Yeah, indeed, I have forgotten about that part. It's another twinkle which needs an extra explanation, but goes to the same principles.

Here the idea is, essentially, that if you own you unique mutable reference you may still play games with it because you know no one else have any doppelgangers.

But when your mutable reference is borrowed, you can not do that: you only hold it (and can use it) for a limited time and have to return it in the “unbroken” state.

And one may invent many other relaxations of rules, ultimately it goes back to the Rice's theorem: no matter how many relaxations one would add to the Rust compiler there always would be some valid and correct program which would need still more relaxations.

That's the nature of the beast, but yeah, the number of these relaxations, in today's Rust is pretty large already.

Sorry to keep nit-picking, but one form or “borrowed mutable reference”, i.e. & &'a mut T is still covariant in 'a, whereas it’s a “mutably borrowed reference”, i.e. both of &mut &'a T or &mut &'a mut T that turn out with 'a invariant.

Of course that’s true; incidentally this thread demonstrates one (IMO minor, but still extant) disadvantage of making Rust’s compiler “smarter” here, as that can cause confusion of the form “why is this not rejected” from people who learn simplified versions of the full rule-set first. (And learning simplified rules is absolutely necessary to avoid having it too confusing or hard to learn.)

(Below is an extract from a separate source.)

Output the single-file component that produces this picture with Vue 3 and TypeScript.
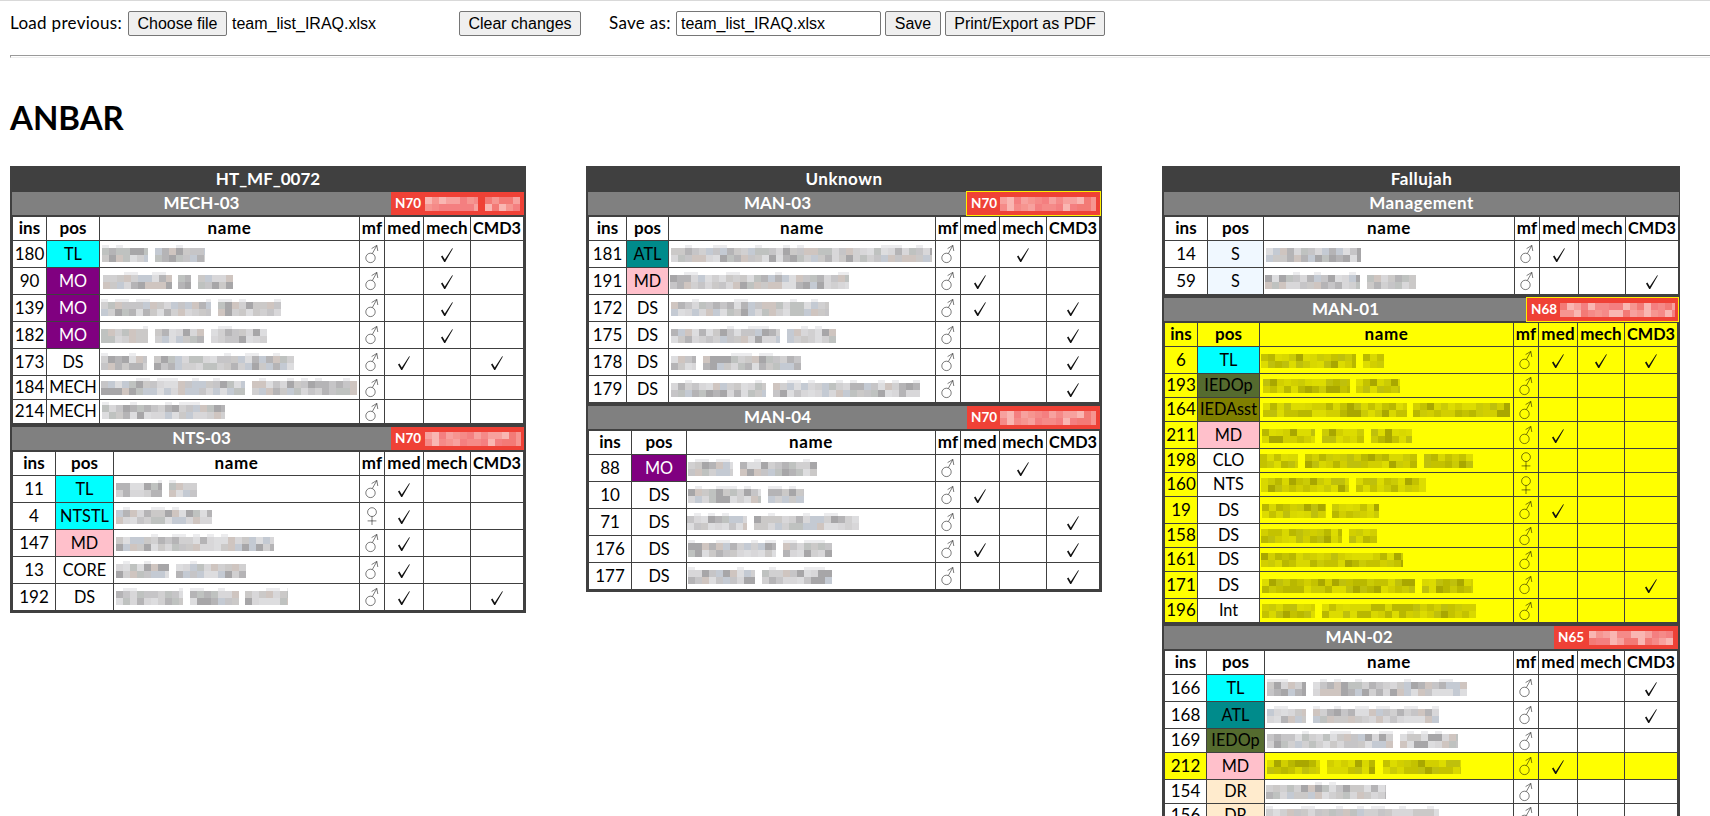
<script setup lang="ts">
import { ref } from 'vue'

type Span = [number, number]
type Check = 'med' | 'mech' | 'cmd3'
interface Member {
  ins: number
  pos: string
  female: boolean
  checks: Check[]
  name: Span[]
  highlight: boolean
}
interface Badge {
  code: string
  width: number
  mask: Span[]
  outlined?: boolean
}
interface Team {
  title: string
  cols: string
  badge?: Badge
  highlight?: boolean
  members: Member[]
}
interface Site {
  title: string
  cls: string
  teams: Team[]
}

const fileName = ref('team_list_IRAQ.xlsx')
const checkColumns: Check[] = ['med', 'mech', 'cmd3']
const flags: Record<string, Check> = { d: 'med', h: 'mech', c: 'cmd3' }

// opts: f = female, y = highlighted row, d / h / c = med / mech / CMD3 ticks
function m(ins: number, pos: string, opts: string, ...name: Span[]): Member {
  return {
    ins,
    pos,
    female: opts.includes('f'),
    highlight: opts.includes('y'),
    checks: Object.keys(flags).filter((k) => opts.includes(k)).map((k) => flags[k]),
    name,
  }
}

const sites: Site[] = [
  {
    title: 'HT_MF_0072',
    cls: 'site-a',
    teams: [
      {
        title: 'MECH-03',
        cols: 'c-mech03',
        badge: { code: 'N70', width: 133, mask: [[34, 87], [94, 129]] },
        members: [
          m(180, 'TL', 'h', [2, 48], [55, 105]),
          m(90, 'MO', 'h', [3, 72], [78, 91], [98, 133]),
          m(139, 'MO', 'h', [1, 111], [118, 181]),
          m(182, 'MO', 'h', [1, 48], [55, 104], [111, 167]),
          m(173, 'DS', 'dc', [1, 47], [54, 194]),
          m(184, 'MECH', '', [1, 145], [152, 257]),
          m(214, 'MECH', '', [2, 125]),
        ],
      },
      {
        title: 'NTS-03',
        cols: 'c-nts03',
        badge: { code: 'N70', width: 133, mask: [[34, 130]] },
        members: [
          m(11, 'TL', 'd', [2, 48], [55, 83]),
          m(4, 'NTSTL', 'df', [2, 98]),
          m(147, 'MD', 'd', [2, 160]),
          m(13, 'CORE', 'd', [2, 55], [62, 132]),
          m(192, 'DS', 'dc', [2, 69], [76, 125], [131, 174]),
        ],
      },
    ],
  },
  {
    title: 'Unknown',
    cls: 'site-b',
    teams: [
      {
        title: 'MAN-03',
        cols: 'c-man03',
        badge: { code: 'N70', width: 133, mask: [[33, 129]], outlined: true },
        members: [
          m(181, 'ATL', 'h', [2, 263]),
          m(191, 'MD', 'd', [1, 180]),
          m(172, 'DS', 'dc', [2, 160]),
          m(175, 'DS', 'c', [2, 111], [118, 167]),
          m(178, 'DS', 'c', [2, 27], [34, 132]),
          m(179, 'DS', 'c', [2, 97], [104, 251]),
        ],
      },
      {
        title: 'MAN-04',
        cols: 'c-man04',
        badge: { code: 'N70', width: 133, mask: [[33, 129]] },
        members: [
          m(88, 'MO', 'h', [1, 46], [53, 130]),
          m(10, 'DS', 'd', [1, 74], [81, 117]),
          m(71, 'DS', 'c', [0, 60], [67, 172]),
          m(176, 'DS', 'dc', [1, 89], [96, 145]),
          m(177, 'DS', 'c', [1, 68], [75, 145]),
        ],
      },
    ],
  },
  {
    title: 'Fallujah',
    cls: 'site-c',
    teams: [
      {
        title: 'Management',
        cols: 'c-mgmt',
        members: [
          m(14, 'S', 'd', [2, 97]),
          m(59, 'S', 'c', [1, 96], [103, 152]),
        ],
      },
      {
        title: 'MAN-01',
        cols: 'c-man01',
        badge: { code: 'N68', width: 151, mask: [[33, 148]], outlined: true },
        highlight: true,
        members: [
          m(6, 'TL', 'dhc', [1, 96], [103, 124]),
          m(193, 'IEDOp', '', [3, 90], [96, 140]),
          m(164, 'IEDAsst', '', [3, 147], [153, 250]),
          m(211, 'MD', 'd', [2, 55], [62, 104], [111, 152]),
          m(198, 'CLO', 'f', [0, 38], [45, 157], [164, 213]),
          m(160, 'NTS', 'f', [1, 89], [96, 166]),
          m(19, 'DS', 'd', [2, 66], [72, 119]),
          m(158, 'DS', '', [1, 82], [89, 117]),
          m(161, 'DS', '', [1, 143]),
          m(171, 'DS', 'c', [2, 155], [162, 213]),
          m(196, 'Int', '', [2, 55], [62, 216]),
        ],
      },
      {
        title: 'MAN-02',
        cols: 'c-man02',
        badge: { code: 'N65', width: 124, mask: [[35, 119]] },
        members: [
          m(166, 'TL', 'c', [2, 41], [48, 202]),
          m(168, 'ATL', 'c', [2, 41], [48, 174]),
          m(169, 'IEDOp', '', [2, 128], [135, 193]),
          m(212, 'MD', 'dy', [2, 55], [62, 110], [118, 196]),
          m(154, 'DR', '', [1, 121]),
          m(156, 'DR', '', [1, 174]),
        ],
      },
    ],
  },
]

const palettes = {
  grey: ['#c6c5c7', '#d1d0d1', '#b5b4b6', '#d8d7d9', '#cbc9c8', '#c4cad3', '#cfc5c0', '#a7a6a8', '#dddddf', '#bfc2c0'],
  yellow: ['#cbcb05', '#b9b800', '#d9d800', '#c4c200', '#dddc00', '#a9a700', '#d2cf00', '#bfc00c'],
  red: ['#f58a88', '#f7a19e', '#f37a76', '#f9b6b2', '#f69590', '#f47f80'],
}

interface Block { x: number; y: number; w: number; h: number; fill: string }

// Censored text drawn as 7px mosaic blocks, stable for a given seed
function mosaic(seed: number, spans: Span[], tone: keyof typeof palettes): Block[] {
  const colours = palettes[tone]
  let s = seed * 7919 + 13
  const next = () => {
    s = (s * 1103515245 + 12345) % 2147483648
    return Math.floor(s / 65536) / 32768
  }
  const out: Block[] = []
  for (const [a, b] of spans) {
    for (let x = a; x < b; x += 7) {
      const w = Math.min(7, b - x)
      if (tone === 'grey' && next() < 0.3) out.push({ x, y: 0, w, h: 3, fill: '#ececee' })
      for (let r = 0; r < 2; r++) {
        out.push({ x, y: 3 + r * 7, w, h: 7, fill: colours[Math.floor(next() * colours.length)] })
      }
    }
  }
  return out
}

// Titles with lowercase letters are set slightly wider than all-caps ones
const isMixed = (t: string) => /[a-z]/.test(t)
</script>

<template>
  <div class="page">
    <div class="toolbar">
      <label class="load">Load previous:</label>
      <button class="choose">Choose file</button>
      <span class="filename">{{ fileName }}</span>
      <button class="clear">Clear changes</button>
      <label class="saveas">Save as:</label>
      <input v-model="fileName" class="saveinput" type="text" />
      <button class="save">Save</button>
      <button class="print">Print/Export as PDF</button>
    </div>
    <div class="rule"></div>
    <h1>ANBAR</h1>
    <div class="sites">
      <section v-for="site in sites" :key="site.title" class="site" :class="site.cls">
        <div class="site-title" :class="{ mixed: isMixed(site.title) }">{{ site.title }}</div>
        <div v-for="team in site.teams" :key="team.title" class="team" :class="[team.cols, { hl: team.highlight }]">
          <div class="team-head">
            <div class="team-title" :class="{ mixed: isMixed(team.title) }">{{ team.title }}</div>
            <div v-if="team.badge" class="badge" :class="{ outlined: team.badge.outlined }" :style="{ width: team.badge.width + 'px' }">
              <span>{{ team.badge.code }}</span>
              <svg class="badge-mask" :width="team.badge.width" height="17" shape-rendering="crispEdges">
                <rect v-for="(b, i) in mosaic(team.title.length + team.badge.width, team.badge.mask, 'red')" :key="i" :x="b.x" :y="b.y" :width="b.w" :height="b.h" :fill="b.fill" />
              </svg>
            </div>
          </div>
          <div class="row head">
            <div>ins</div>
            <div>pos</div>
            <div class="wide">name</div>
            <div>mf</div>
            <div>med</div>
            <div>mech</div>
            <div class="caps">CMD3</div>
          </div>
          <div v-for="p in team.members" :key="p.ins" class="row" :class="{ tall: p.checks.length, hl: p.highlight }">
            <div class="ins">{{ p.ins }}</div>
            <div class="pos" :class="'pos-' + p.pos.toLowerCase()">{{ p.pos }}</div>
            <div class="name">
              <svg width="264" height="17" shape-rendering="crispEdges">
                <rect v-for="(b, i) in mosaic(p.ins, p.name, team.highlight || p.highlight ? 'yellow' : 'grey')" :key="i" :x="b.x" :y="b.y" :width="b.w" :height="b.h" :fill="b.fill" />
              </svg>
            </div>
            <div>
              <svg class="sex" width="16" height="20" viewBox="0 0 16 20">
                <path v-if="p.female" d="M8 1.7a4.4 4.4 0 1 0 0 8.8a4.4 4.4 0 1 0 0-8.8M8 10.5V19M3.6 14.9h8.8" />
                <path v-else d="M6.5 9.2a4.7 4.7 0 1 0 0 9.4a4.7 4.7 0 1 0 0-9.4M8.4 9.4L12.8 1.6M7.6 4.6L12.8 1.4L13.8 7" />
              </svg>
            </div>
            <div v-for="c in checkColumns" :key="c">
              <svg v-if="p.checks.includes(c)" class="tick" width="14" height="16" viewBox="0 0 14 16">
                <path d="M1 9.4L2.4 8.6L4.8 12.6L12.2 1.2L12.9 1.5L5.2 15L4.2 15Z" />
              </svg>
            </div>
          </div>
        </div>
      </section>
    </div>
  </div>
</template>

<style>
html,
body {
  margin: 0;
  background: #fff;
  overflow: hidden;
}
</style>

<style scoped>
.page {
  box-sizing: border-box;
  height: 816px;
  overflow: hidden;
  padding-left: 10px;
  border-top: 1px solid #d9d9d9;
  font-family: Lato, 'Liberation Sans', sans-serif;
  font-size: 17px;
  color: #000;
}
.toolbar {
  display: flex;
  align-items: center;
  height: 25px;
  padding-top: 10px;
}
.toolbar > * {
  box-sizing: border-box;
  flex: none;
  white-space: nowrap;
}
.toolbar button,
.toolbar input {
  height: 25px;
  margin: 0;
  border: 1px solid #767676;
  border-radius: 2px;
  background: #efefef;
  color: #000;
  font: 16px 'Liberation Sans', Arial, sans-serif;
  padding: 0;
  text-align: center;
}
.load,
.saveas {
  line-height: 20px;
  padding-bottom: 1px;
}
.load { width: 118px; letter-spacing: 0.3px; }
.toolbar .choose { width: 99px; }
.filename {
  width: 232px;
  padding-left: 5px;
  font: 16px 'Liberation Sans', Arial, sans-serif;
}
.toolbar .clear { width: 122px; }
.saveas { width: 95px; padding-left: 28px; letter-spacing: 0.3px; }
.toolbar .saveinput {
  width: 205px;
  padding: 0 4px;
  background: #fff;
  text-align: left;
}
.toolbar .save { width: 56px; margin-left: 4px; }
.toolbar .print { width: 160px; margin-left: 4px; }
.rule {
  height: 1px;
  margin-top: 19px;
  border: 1px solid #9a9a9a;
  border-bottom-color: #eee;
  border-right: 0;
}
h1 {
  margin: 39px 0 0;
  height: 41px;
  font-size: 33px;
  line-height: 41px;
  font-weight: 700;
}
.sites {
  display: flex;
  align-items: flex-start;
  gap: 60px;
  margin-top: 28px;
}
.site {
  box-sizing: border-box;
  flex: none;
  width: 516px;
  padding: 0 2px 2px;
  background: #404040;
}
.site-c { width: 518px; padding-right: 1px; }
.site-title {
  height: 26px;
  line-height: 25px;
  text-align: center;
  color: #fff;
  font-weight: 700;
}
.mixed { letter-spacing: 0.5px; }
.team + .team { margin-top: 3px; }
.team-head {
  display: flex;
  height: 23px;
  margin-bottom: 2px;
  background: #808080;
  color: #fff;
  font-weight: 700;
  line-height: 22px;
}
.team-title { flex: 1; text-align: center; }
.site-c .team + .team .team-head { margin-right: 1px; }
.badge {
  position: relative;
  box-sizing: border-box;
  flex: none;
  padding-left: 4px;
  background: #ef4136;
  font-size: 13.5px;
}
.badge.outlined { box-shadow: 0 0 0 1px #ffef00; }
.badge-mask {
  position: absolute;
  left: 0;
  top: 2px;
}
.row {
  display: grid;
  height: 24px;
  margin-left: 1px;
}
.row.tall { height: 27px; }
.c-mech03 .row { grid-template-columns: 34px 53px 260px 25px 39px 47px 52px; }
.c-nts03 .row { grid-template-columns: 43px 58px 246px 25px 39px 47px 52px; }
.c-man03 .row { grid-template-columns: 38px 42px 267px 25px 39px 47px 52px; }
.c-man04 .row { grid-template-columns: 43px 55px 249px 25px 39px 47px 52px; }
.c-mgmt .row { grid-template-columns: 43px 56px 251px 25px 39px 47px 52px; }
.c-man01 .row { grid-template-columns: 33px 62px 254px 25px 39px 47px 52px; }
.c-man02 .row { grid-template-columns: 42px 58px 249px 25px 39px 47px 52px; }
.row > div {
  display: flex;
  align-items: center;
  justify-content: center;
  min-width: 0;
  overflow: hidden;
  white-space: nowrap;
  line-height: 20px;
  background: #fff;
  border-right: 1px solid #404040;
  border-bottom: 1px solid #404040;
}
.row > div:last-child { border-right: 0; }
.row > .ins,
.row > .pos,
.head > div { padding-bottom: 1px; }
.row > .pos { font-size: 16.3px; }
.head > div {
  font-weight: 700;
  letter-spacing: 0.1px;
}
.head > .wide { letter-spacing: 0.6px; }
.head > .caps { font-size: 16.3px; letter-spacing: 0; }
.team.hl .row > div,
.row.hl > div { background: #ff0; }
.row > div.name { justify-content: flex-start; }
.name svg {
  flex: none;
  margin-top: -2px;
}
.row > div.pos { background: #fff; }
.row > div.pos-tl,
.row > div.pos-ntstl { background: #0ff; }
.row > div.pos-atl { background: #008b8b; }
.row > div.pos-mo { background: #800080; color: #fff; }
.row > div.pos-md { background: #ffc0cb; }
.row > div.pos-s { background: #f0f8ff; }
.row > div.pos-iedop { background: #556b2f; }
.row > div.pos-iedasst { background: #808000; }
.row > div.pos-dr { background: #ffebcd; }
.team.hl .row > div.pos-tl { background: #0ff; }
.team.hl .row > div.pos-iedop { background: #556b2f; }
.team.hl .row > div.pos-iedasst { background: #808000; }
.team.hl .row > div.pos-md,
.row.hl > div.pos-md { background: #ffc0cb; }
.team.hl .row > div.pos-clo,
.team.hl .row > div.pos-nts,
.team.hl .row > div.pos-ds,
.team.hl .row > div.pos-int { background: #fff; }
.sex {
  fill: none;
  stroke: #000;
  stroke-opacity: 0.65;
  stroke-width: 0.8;
}
.tick {
  margin-top: 1px;
  fill: #111;
}
</style>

Ah… right in line with what I just wrote… On the other hand, I find it sometimes surprising how many use-cases of rules one doesn’t question. For example, re-borrowing is a thing that beginners don’t usually learn right away, and commonly get a bit surprised once they realize the first example of it happening – on the other hand, trivial stuff like

impl Foo {
    fn foo(&mut self) {
        self.bar();
        self.bar();
   }
   fn bar(&mut self) {}
}

would absolutely fail to compile without implicit re-borrowing, yet no beginner would ever question why this code works. (I suppose the magic of method notation does contribute to hiding the need for re-borrowing here as well though.)